3.3 KiB
In general an upgrade is not more then replacing the binary. All files that are required, apart from the database file, the configuration file and the job archive are embedded into the binary. It is recommended to use a directory where the binary filenames are named using some version tag. This may be, e.g., the date or unix epoch time. A symbolic link points to the version to be used. This allows to easily switch to previous versions.
The database and the job archive are versioned. Every release binary supports specific versions of the database and the job archive. In case a version mismatch is detected the application will exit and a migration is required.
IMPORTANT NOTICE
It is recommended to backup the database before any upgrade. It is mandatory
to backup in case the database is migrated. Using sqlite this means to stop
cc-backend
and copy the sqlite database file somewhere.
Migrating the database
After backing up the database execute the the following command to migrate the databse to the most recent version:
$ ./cc-backend -migrate-db
The migration files are embedded into the binary but can be reviewed in the cc-backend source tree. There are separate migration files for both supported database backends. We use the migrate library.

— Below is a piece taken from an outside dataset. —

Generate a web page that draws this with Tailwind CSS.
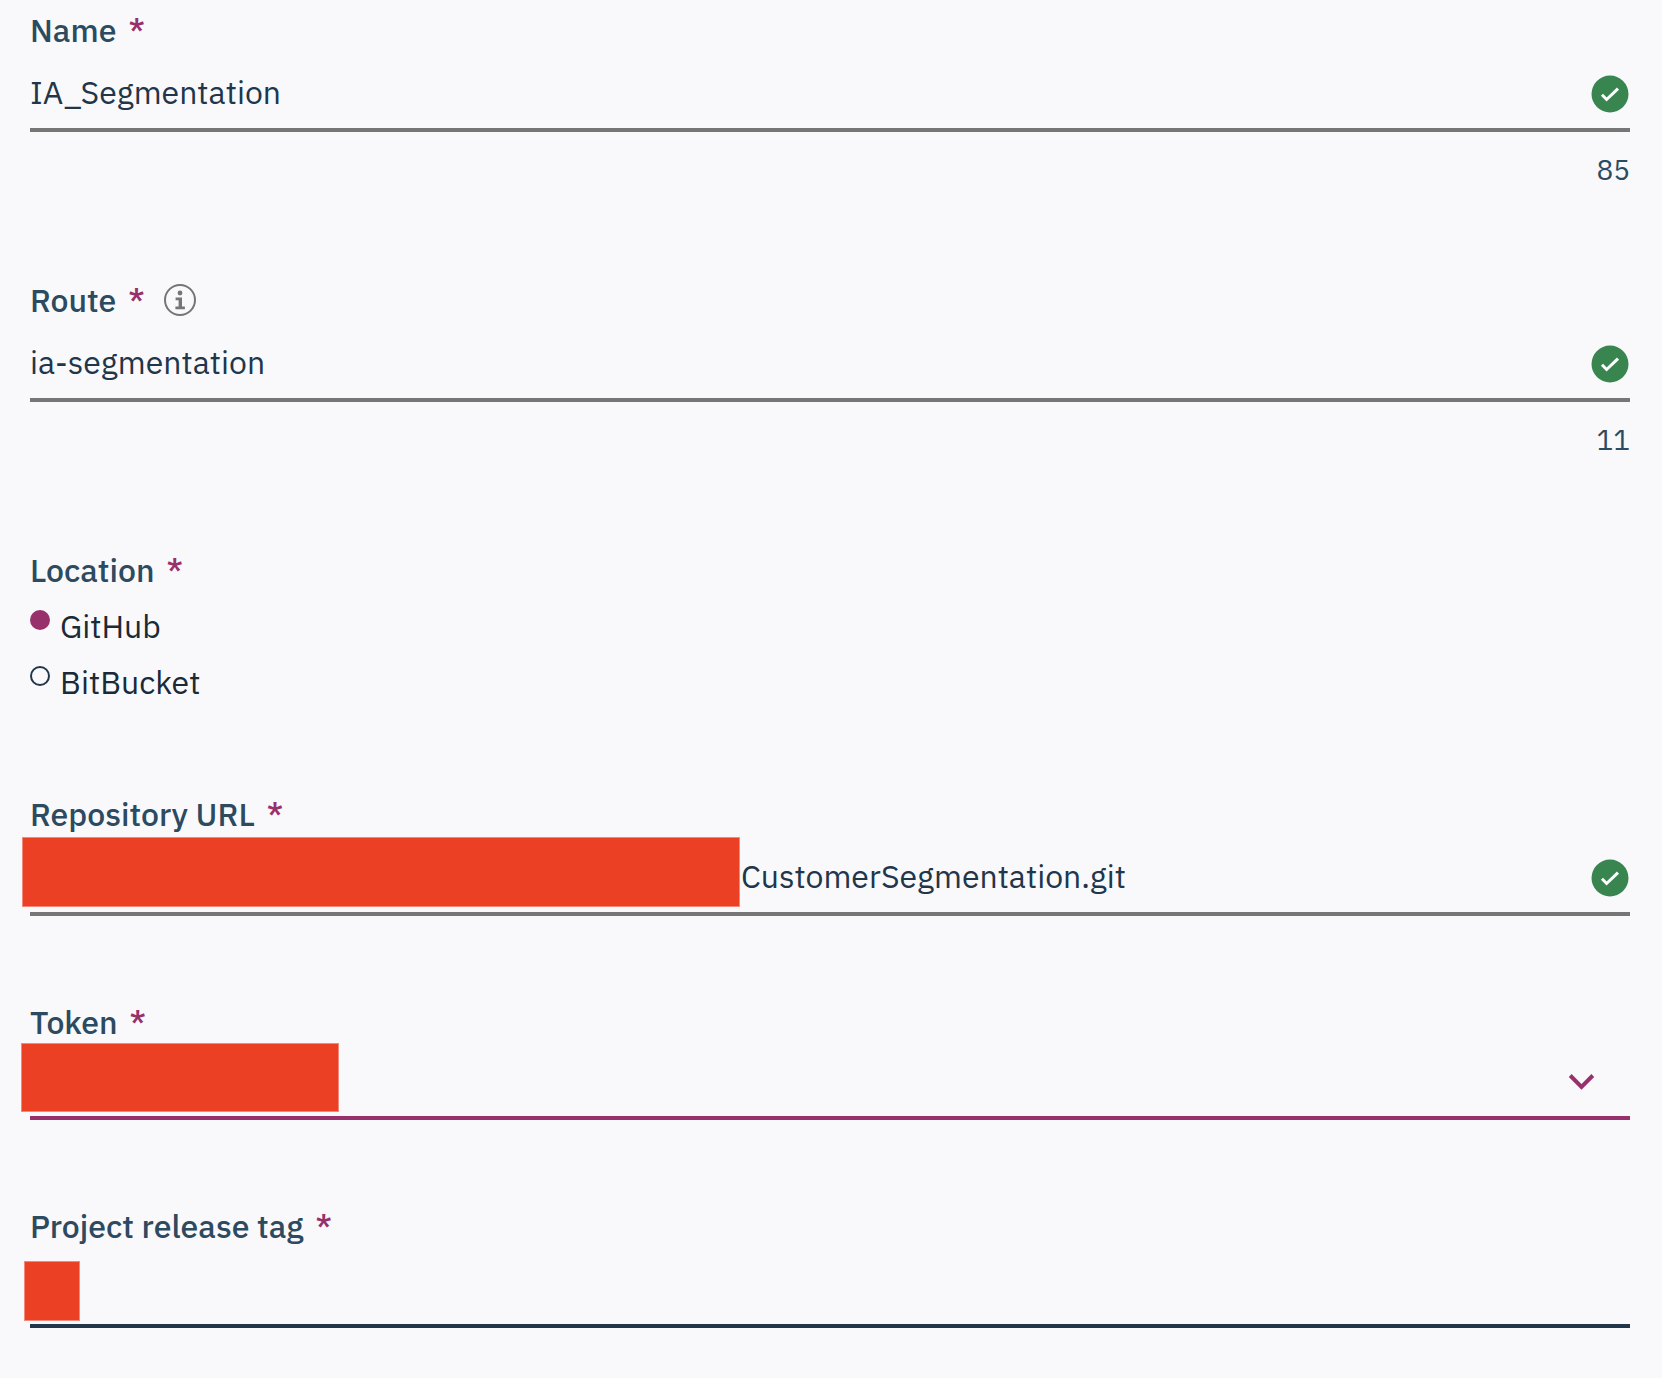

In case something goes wrong you can check the state and get the current schema (here for sqlite):
$ sqlite3 var/job.db
In the sqlite console execute:
.schema
to get the current databse schema. You can query the current version and if the migration failed with:
SELECT * FROM schema_migrations;
The first column indicates the current database version and the second column is a dirty flag indicating if the migration was successful.
Migrating the job archive
To migrate the job archive a separate tool (archive-migration
) is required that is part of the
cc-backend
source tree (build with go build ./tools/archive-migration
) and also provided as part of releases.
Migration is only supported between two subsequent versions. The migration tool will migrate the existing job archive into a new job archive. This means there has to be enough disk space for two complete job-archives. If the tool is called without options:
$ ./archive-migration
it is assumed that there is a job archive in ./var/job-archive
. The new job
archive will be written to ./var/job-archive-new
. Because execution is
threaded in case of a fatal error it is impossible to pinpoint in which job the
error occured. In this case you can run the tool in debug mode (using the flag
-debug
). In debug mode threading will be disabled and the job id of every
migrated job is printed. Jobs with empty files are skipped. Between multiple runs
of the tools the directory job-archive-new
has to be moved or deleted.
The cluster.json files in job-archive-new
need to be reviewed for errors, in
particular it has to be checked if the aggregation attribute is set correctly
for all metrics.
The migration will take in the order of hours for fairly large (several hundred
GB) job archives. A versioned job archive contains a file version.txt
in the
job archive root directory. This file contains the version as unsigned integer.